Private ownership can bring much needed economic rationality to road investment. The introduction of pricing would provide valuable information for road entrepreneurs about where expanding capacity would be most profitable. And private road-builders would be far less susceptible than politicians and bureaucrats to interest groups looking for special privileges at taxpayers’ expense.

Then there is the issue of innovation. Under state control, roads are subject to one-size-fits-all regulations that stifle new ideas and hamper efficiency gains. With private roads, owners could be free to devise rules that were appropriate for both their customers and their infrastructure.

On safe stretches of motorway, speed limits could be increased, delivering significant time savings. Some of the largest benefits would accrue to low-income travellers using coaches, which are currently limited to 100 kph within the European Union. Removing that limit could deliver a revolution in low-cost travel.

Weight restrictions on goods vehicles are another area that could benefit from the flexibility of private road markets. Huge productivity gains would be possible by raising the maximum weight and indeed by allowing the multi-trailer ‘road trains’ seen in countries such as Australia and Canada. Private road owners would, of course, have to trade-off the benefits with the costs associated with increased wear and tear, the impact on other road customers and so on.

Although the UK government is focusing on motorways and trunk roads, it should not neglect the benefits of privatising local roads. In some parts of the world, including Sweden, many local roads are owned and maintained by private road associations, whose members are residents and businesses. In many developing countries such as Brazil and South Africa, large private communities administer roads and other infrastructure, effectively taking on the role of local government.

Private ownership means road infrastructure can be far more responsive to local needs. For example, there is evidence that Swedish road associations are far more efficient at maintaining roads than governments. Since local residents own the infrastructure, faults such as potholes are reported quickly and repaired – before more serious damage takes place that would be far more expensive to fix.
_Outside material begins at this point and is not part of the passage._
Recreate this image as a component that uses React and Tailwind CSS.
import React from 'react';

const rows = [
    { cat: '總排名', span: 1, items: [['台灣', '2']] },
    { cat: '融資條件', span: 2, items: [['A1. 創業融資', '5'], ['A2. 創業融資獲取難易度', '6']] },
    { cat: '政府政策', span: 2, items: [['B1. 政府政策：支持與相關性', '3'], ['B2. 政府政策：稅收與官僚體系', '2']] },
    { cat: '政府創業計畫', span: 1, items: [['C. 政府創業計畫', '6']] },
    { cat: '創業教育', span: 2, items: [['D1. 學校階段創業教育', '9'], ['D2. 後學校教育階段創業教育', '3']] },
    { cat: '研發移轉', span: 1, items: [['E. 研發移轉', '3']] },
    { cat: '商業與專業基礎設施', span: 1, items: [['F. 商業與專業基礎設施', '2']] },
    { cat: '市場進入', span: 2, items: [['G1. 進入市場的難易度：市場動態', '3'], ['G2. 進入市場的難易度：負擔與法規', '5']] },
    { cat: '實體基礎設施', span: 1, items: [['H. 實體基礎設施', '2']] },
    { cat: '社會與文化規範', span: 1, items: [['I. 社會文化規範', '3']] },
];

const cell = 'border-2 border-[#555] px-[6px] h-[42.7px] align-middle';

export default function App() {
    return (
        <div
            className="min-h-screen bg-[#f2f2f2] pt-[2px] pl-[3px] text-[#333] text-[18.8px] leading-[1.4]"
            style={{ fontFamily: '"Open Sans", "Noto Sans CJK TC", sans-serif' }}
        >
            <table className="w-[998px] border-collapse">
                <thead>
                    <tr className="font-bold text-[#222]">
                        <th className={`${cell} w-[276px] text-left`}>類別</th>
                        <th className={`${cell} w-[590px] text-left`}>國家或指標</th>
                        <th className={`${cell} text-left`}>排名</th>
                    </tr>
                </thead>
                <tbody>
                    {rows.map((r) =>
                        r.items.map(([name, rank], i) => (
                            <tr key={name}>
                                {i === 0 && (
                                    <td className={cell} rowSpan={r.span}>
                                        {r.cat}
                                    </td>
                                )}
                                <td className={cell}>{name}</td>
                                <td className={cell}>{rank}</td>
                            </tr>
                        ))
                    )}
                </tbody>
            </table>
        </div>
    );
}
In areas plagued by high crime rates and anti-social behaviour, private ownership enables residents to restrict access to their streets. Indeed, in some African cities, locals have even gone as far as illegally taking control of streets by erecting barriers without the permission of local authorities. This is viewed by residents as one of the most effective ways of securing their neighbourhoods.
Communities can also determine rules on parking and speed limits that suit their particular circumstances. For example, residents of a street containing young familes might decide to impose a very low speed limit for safety reasons. 
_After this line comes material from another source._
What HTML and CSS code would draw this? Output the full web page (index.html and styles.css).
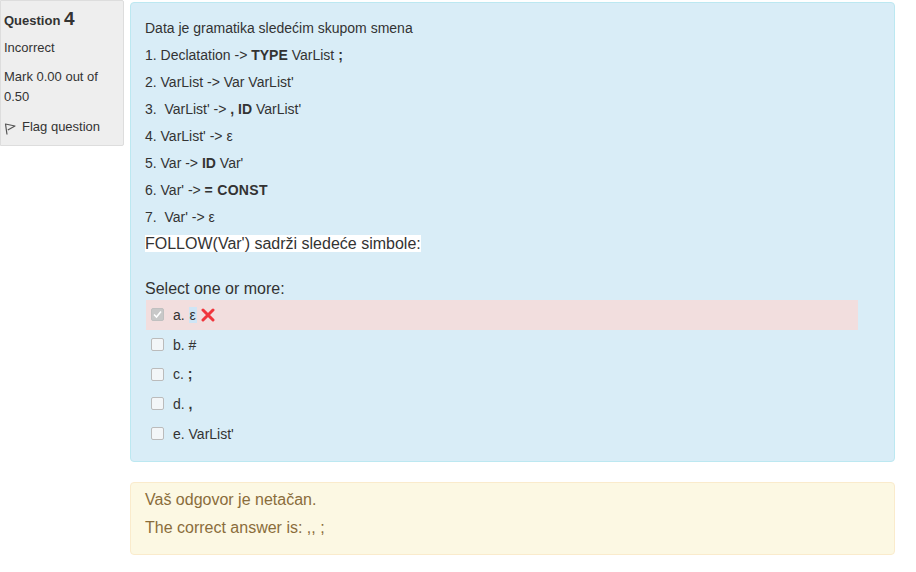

The privatisation of local roads therefore seems very much in tune with UK plans to hand back power to communities, whether through the localism or ‘Big Society’ agendas. The British government will therefore miss a golden opportunity if it places severe restrictions on private road owners. Instead, it should be freeing the road sector from deadening state control. Once unleashed, entrepreneurial creativity and local knowledge will deliver enormous social and economic gains.